---------- Given data

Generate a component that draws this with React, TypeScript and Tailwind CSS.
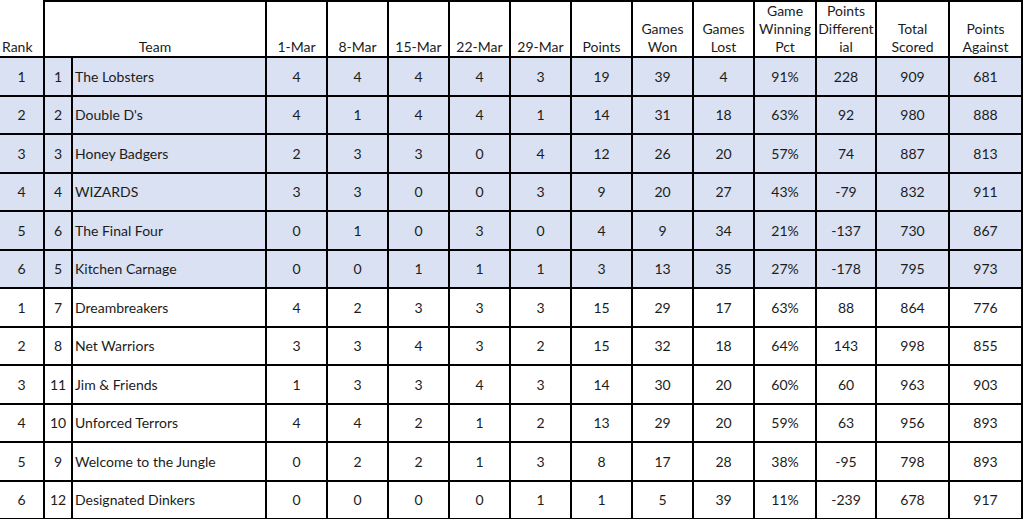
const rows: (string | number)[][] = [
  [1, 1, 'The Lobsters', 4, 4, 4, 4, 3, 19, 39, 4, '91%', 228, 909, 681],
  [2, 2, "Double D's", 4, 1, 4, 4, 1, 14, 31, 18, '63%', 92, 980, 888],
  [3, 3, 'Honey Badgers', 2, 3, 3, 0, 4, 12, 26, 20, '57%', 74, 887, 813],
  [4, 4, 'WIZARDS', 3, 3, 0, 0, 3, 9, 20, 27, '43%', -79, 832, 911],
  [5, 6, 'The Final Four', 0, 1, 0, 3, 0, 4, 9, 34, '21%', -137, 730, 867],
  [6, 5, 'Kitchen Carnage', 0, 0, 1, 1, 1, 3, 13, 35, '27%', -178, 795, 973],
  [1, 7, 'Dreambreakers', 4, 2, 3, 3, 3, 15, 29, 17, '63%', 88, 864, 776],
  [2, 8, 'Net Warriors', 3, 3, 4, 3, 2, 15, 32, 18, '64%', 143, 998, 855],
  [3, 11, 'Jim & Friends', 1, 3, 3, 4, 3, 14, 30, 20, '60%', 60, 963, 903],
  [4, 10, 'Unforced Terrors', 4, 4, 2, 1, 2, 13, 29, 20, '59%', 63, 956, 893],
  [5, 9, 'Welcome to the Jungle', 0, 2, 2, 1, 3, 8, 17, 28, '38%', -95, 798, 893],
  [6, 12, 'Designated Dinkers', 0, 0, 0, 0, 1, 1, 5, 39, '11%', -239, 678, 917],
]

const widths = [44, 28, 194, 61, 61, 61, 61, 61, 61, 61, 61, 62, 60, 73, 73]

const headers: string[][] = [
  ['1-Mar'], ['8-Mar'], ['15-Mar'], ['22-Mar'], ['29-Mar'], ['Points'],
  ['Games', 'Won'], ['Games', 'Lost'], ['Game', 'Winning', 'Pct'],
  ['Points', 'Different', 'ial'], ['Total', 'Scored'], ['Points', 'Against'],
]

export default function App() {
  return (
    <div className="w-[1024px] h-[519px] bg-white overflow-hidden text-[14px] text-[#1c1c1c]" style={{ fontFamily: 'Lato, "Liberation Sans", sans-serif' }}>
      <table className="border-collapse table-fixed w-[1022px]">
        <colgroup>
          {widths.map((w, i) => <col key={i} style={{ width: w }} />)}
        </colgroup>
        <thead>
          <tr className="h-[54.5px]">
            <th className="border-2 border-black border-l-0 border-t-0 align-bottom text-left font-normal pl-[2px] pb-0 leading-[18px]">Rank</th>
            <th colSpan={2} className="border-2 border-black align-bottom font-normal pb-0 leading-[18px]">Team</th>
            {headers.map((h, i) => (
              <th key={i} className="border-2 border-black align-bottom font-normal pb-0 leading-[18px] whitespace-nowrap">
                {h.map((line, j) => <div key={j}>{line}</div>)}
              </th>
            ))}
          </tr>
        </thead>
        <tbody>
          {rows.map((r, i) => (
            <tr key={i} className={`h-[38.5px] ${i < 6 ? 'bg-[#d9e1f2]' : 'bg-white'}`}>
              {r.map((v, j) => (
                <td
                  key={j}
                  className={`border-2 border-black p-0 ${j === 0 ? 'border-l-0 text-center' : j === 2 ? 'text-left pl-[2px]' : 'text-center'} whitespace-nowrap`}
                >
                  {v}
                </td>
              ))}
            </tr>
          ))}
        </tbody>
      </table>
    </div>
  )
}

--------------------

● What the task requires
Write out the data precisely as given, excluding the pictures.

● Exercise answer
Generate a component that draws this with React, TypeScript and Tailwind CSS.
const rows: (string | number)[][] = [
  [1, 1, 'The Lobsters', 4, 4, 4, 4, 3, 19, 39, 4, '91%', 228, 909, 681],
  [2, 2, "Double D's", 4, 1, 4, 4, 1, 14, 31, 18, '63%', 92, 980, 888],
  [3, 3, 'Honey Badgers', 2, 3, 3, 0, 4, 12, 26, 20, '57%', 74, 887, 813],
  [4, 4, 'WIZARDS', 3, 3, 0, 0, 3, 9, 20, 27, '43%', -79, 832, 911],
  [5, 6, 'The Final Four', 0, 1, 0, 3, 0, 4, 9, 34, '21%', -137, 730, 867],
  [6, 5, 'Kitchen Carnage', 0, 0, 1, 1, 1, 3, 13, 35, '27%', -178, 795, 973],
  [1, 7, 'Dreambreakers', 4, 2, 3, 3, 3, 15, 29, 17, '63%', 88, 864, 776],
  [2, 8, 'Net Warriors', 3, 3, 4, 3, 2, 15, 32, 18, '64%', 143, 998, 855],
  [3, 11, 'Jim & Friends', 1, 3, 3, 4, 3, 14, 30, 20, '60%', 60, 963, 903],
  [4, 10, 'Unforced Terrors', 4, 4, 2, 1, 2, 13, 29, 20, '59%', 63, 956, 893],
  [5, 9, 'Welcome to the Jungle', 0, 2, 2, 1, 3, 8, 17, 28, '38%', -95, 798, 893],
  [6, 12, 'Designated Dinkers', 0, 0, 0, 0, 1, 1, 5, 39, '11%', -239, 678, 917],
]

const widths = [44, 28, 194, 61, 61, 61, 61, 61, 61, 61, 61, 62, 60, 73, 73]

const headers: string[][] = [
  ['1-Mar'], ['8-Mar'], ['15-Mar'], ['22-Mar'], ['29-Mar'], ['Points'],
  ['Games', 'Won'], ['Games', 'Lost'], ['Game', 'Winning', 'Pct'],
  ['Points', 'Different', 'ial'], ['Total', 'Scored'], ['Points', 'Against'],
]

export default function App() {
  return (
    <div className="w-[1024px] h-[519px] bg-white overflow-hidden text-[14px] text-[#1c1c1c]" style={{ fontFamily: 'Lato, "Liberation Sans", sans-serif' }}>
      <table className="border-collapse table-fixed w-[1022px]">
        <colgroup>
          {widths.map((w, i) => <col key={i} style={{ width: w }} />)}
        </colgroup>
        <thead>
          <tr className="h-[54.5px]">
            <th className="border-2 border-black border-l-0 border-t-0 align-bottom text-left font-normal pl-[2px] pb-0 leading-[18px]">Rank</th>
            <th colSpan={2} className="border-2 border-black align-bottom font-normal pb-0 leading-[18px]">Team</th>
            {headers.map((h, i) => (
              <th key={i} className="border-2 border-black align-bottom font-normal pb-0 leading-[18px] whitespace-nowrap">
                {h.map((line, j) => <div key={j}>{line}</div>)}
              </th>
            ))}
          </tr>
        </thead>
        <tbody>
          {rows.map((r, i) => (
            <tr key={i} className={`h-[38.5px] ${i < 6 ? 'bg-[#d9e1f2]' : 'bg-white'}`}>
              {r.map((v, j) => (
                <td
                  key={j}
                  className={`border-2 border-black p-0 ${j === 0 ? 'border-l-0 text-center' : j === 2 ? 'text-left pl-[2px]' : 'text-center'} whitespace-nowrap`}
                >
                  {v}
                </td>
              ))}
            </tr>
          ))}
        </tbody>
      </table>
    </div>
  )
}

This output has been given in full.